L’oro ha chiuso la giornata di venerdì molto vicino alla parità, ma ha messo a segno una buonissima settimana portando a casa un guadagno dell’1,87%.
Specularmente, il dollaro ha segnato la peggiore performance dal novembre 2022, avendo supportato la crescita dell’oro grazie al suo arretramento.
Questa è stata la settimana dell’entrata in vigore dei dazi statunitensi e di tutte le modifiche che ne sono conseguite. Infatti, dopo l’applicazione dei dazi su Canada e Messico, gli Stati Uniti hanno esentato tutti i beni provenienti dai due paesi che rientrano nell'accordo commerciale USMCA.
Le tensioni con la Cina sono aumentate, dopo che il ministro degli Esteri cinese Wang Yi ha accusato gli Stati Uniti di usare la questione fentanyl come pretesto per esercitare pressioni commerciali sul suo paese.
Tutto questo ha provocato confusione ed incertezza nei mercati, alimentando i timori di una guerra commerciale globale che hanno sostenuto l’oro nella sua qualità di bene rifugio.
Inoltre, tutti i dati statunitensi che si sono susseguiti nell’arco della settimana hanno gettato ombre sulle prospettive economiche del paese.
Ieri, il dato più importante della settimana, il rapporto NFP, ha mostrato che sono stati creati a febbraio 151.000 nuovi posti di lavoro, peggio dei 159.000 previsti, e che il tasso di disoccupazione si è attestato al 4,1% rispetto alle aspettative del 4%.
Questo alimenta maggiori speculazioni circa la possibilità che la Fed possa procedere addirittura a tre tagli dei tassi di interesse durante l’anno, con giugno come punto di inizio. Possibilità sostenute anche dal membro della Fed Christopher Waller, che ha dichiarato di vedere la possibilità di due o forse tre tagli dei tassi per quest'anno.

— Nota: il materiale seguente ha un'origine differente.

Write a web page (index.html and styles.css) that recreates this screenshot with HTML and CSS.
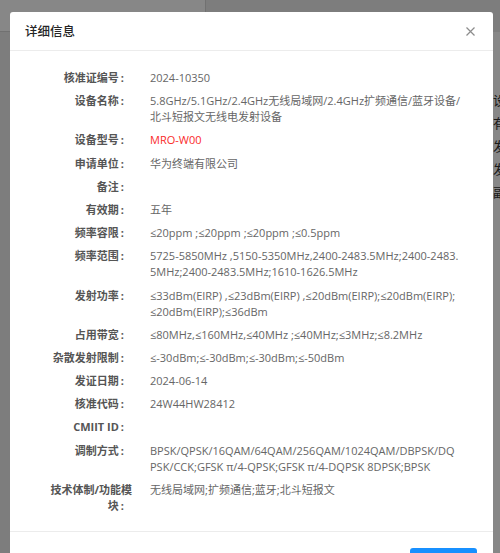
FILE: index.html
```html
<!DOCTYPE html>
<html lang="zh-CN">
<head>
<meta charset="utf-8">
<title>详细信息</title>
<link rel="stylesheet" href="styles.css">
</head>
<body>
<div class="page">
  <div class="topbar"></div>
  <div class="panel">
    <div class="panel-list">
      <div>设备名称</div>
      <div>有效期</div>
      <div>发射功率</div>
      <div>发证日期</div>
      <div>副本</div>
    </div>
  </div>
</div>

<div class="mask">
  <div class="modal">
    <div class="modal-header">
      <div class="modal-title">详细信息</div>
      <button class="modal-close" aria-label="关闭">
        <svg width="9" height="9" viewBox="0 0 9 9"><path d="M0.5 0.5L8.5 8.5M8.5 0.5L0.5 8.5" stroke="#8c8c8c" stroke-width="1.2" fill="none"/></svg>
      </button>
    </div>
    <div class="modal-body">
      <dl class="info">
        <dt>核准证编号</dt><dd>2024-10350</dd>
        <dt>设备名称</dt><dd>5.8GHz/5.1GHz/2.4GHz无线局域网/2.4GHz扩频通信/蓝牙设备/北斗短报文无线电发射设备</dd>
        <dt>设备型号</dt><dd class="red">MRO-W00</dd>
        <dt>申请单位</dt><dd>华为终端有限公司</dd>
        <dt>备注</dt><dd></dd>
        <dt>有效期</dt><dd>五年</dd>
        <dt>频率容限</dt><dd>≤20ppm ;≤20ppm ;≤20ppm ;≤0.5ppm</dd>
        <dt>频率范围</dt><dd>5725-5850MHz ,5150-5350MHz,2400-2483.5MHz;2400-2483.5MHz;2400-2483.5MHz;1610-1626.5MHz</dd>
        <dt>发射功率</dt><dd>≤&#8288;33dBm(EIRP) ,≤&#8288;23dBm(EIRP) ,≤&#8288;20dBm(EIRP);≤&#8288;20dBm(EIRP);≤&#8288;20dBm(EIRP);≤&#8288;36dBm</dd>
        <dt>占用带宽</dt><dd>≤80MHz,≤160MHz,≤40MHz ;≤40MHz;≤3MHz;≤8.2MHz</dd>
        <dt>杂散发射限制</dt><dd>≤-30dBm;≤-30dBm;≤-30dBm;≤-50dBm</dd>
        <dt>发证日期</dt><dd>2024-06-14</dd>
        <dt>核准代码</dt><dd>24W44HW28412</dd>
        <dt>CMIIT ID</dt><dd></dd>
        <dt>调制方式</dt><dd>BPSK/QPSK/16QAM/64QAM/256QAM/1024QAM/DBPSK/DQPSK/CCK;GFSK π/4-QPSK;GFSK π/4-DQPSK 8DPSK;BPSK</dd>
        <dt>技术体制/功能模块</dt><dd>无线局域网;扩频通信;蓝牙;北斗短报文</dd>
      </dl>
    </div>
    <div class="modal-footer">
      <button class="btn-primary">确 定</button>
    </div>
  </div>
</div>
</body>
</html>
```

FILE: styles.css
```css
* {
  box-sizing: border-box;
}

html, body {
  margin: 0;
  padding: 0;
  height: 100%;
  overflow: hidden;
}

body {
  background: #ececec;
  font-family: "Open Sans", "Noto Sans CJK SC", sans-serif;
  color: #333;
}

/* page behind the mask */
.page {
  display: flex;
  flex-direction: column;
  height: 100%;
}

.topbar {
  width: 206px;
  height: 32px;
  background: #fff;
  border-right: 1px solid #d6d6d6;
  border-bottom: 1px solid #d6d6d6;
}

.panel {
  flex: 1;
  margin-left: 300px;
  background: #fff;
}

.panel-list {
  padding: 56px 0 0 193px;
  font-family: "Noto Sans CJK SC", sans-serif;
  font-size: 13px;
  line-height: 23px;
  color: #333;
  white-space: nowrap;
}

/* mask + modal */
.mask {
  position: fixed;
  inset: 0;
  background: rgba(0, 0, 0, 0.47);
  overflow: hidden;
}

.modal {
  margin: 12px 0 0 10px;
  width: 483px;
  background: #fff;
  border-radius: 3px;
}

.modal-header {
  height: 39px;
  padding: 0 17px 0 15px;
  display: flex;
  align-items: center;
  justify-content: space-between;
  border-bottom: 1px solid #ececec;
}

.modal-title {
  font-family: "Noto Sans CJK SC", sans-serif;
  font-size: 12.5px;
  font-weight: 500;
  color: #262626;
  line-height: 38px;
}

.modal-close {
  border: 0;
  background: none;
  padding: 0;
  width: 9px;
  height: 9px;
  display: flex;
  margin-right: 1px;
}

.modal-body {
  padding: 19px 24px 17px 34px;
}

.info {
  margin: 0;
  display: grid;
  grid-template-columns: 88px 310.6px;
  column-gap: 18px;
  row-gap: 7.2px;
  font-size: 11px;
  line-height: 16px;
}

.info dt {
  text-align: right;
  font-weight: 700;
  color: #555;
}

.info dt::after {
  content: ":";
  margin: 0 8px 0 2px;
}

.info dd {
  margin: 0;
  min-height: 16px;
  color: #666;
  word-break: break-all;
}

.info dd.red {
  color: #fa2a2a;
}

.modal-footer {
  border-top: 1px solid #ececec;
  padding: 16px 16px 16px;
  display: flex;
  justify-content: flex-end;
}

.btn-primary {
  width: 67px;
  height: 24px;
  border: 0;
  border-radius: 3px;
  background: #1890ff;
  color: #fff;
  font-family: "Noto Sans CJK SC", sans-serif;
  font-size: 11px;
}
```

Pertanto, il percorso di discesa dei tassi di interesse negli Stati Uniti comincia a trovare concretezza anche grazie al diretto supporto fornito dai membri della banca centrale, sostenendo il prezzo dell'oro e favorendone le prospettive di crescita per tutto l'anno.
Infine, l’oro sta ricevendo un importante sostegno anche dai grandi movimenti del fisico.
Infatti, come riportato dall'Australian Bureau of Statistics nel suo ultimo rapporto commerciale mensile, l'Australia ha spedito a gennaio negli Stati Uniti la maggior quantità di oro dal 1995, per un controvalore di 2,9 miliardi di dollari, poiché i timori di potenziali dazi hanno spinto gli operatori australiani ad affrettarsi nelle consegne per capitalizzare le estreme dislocazioni dei prezzi tra i mercati chiave.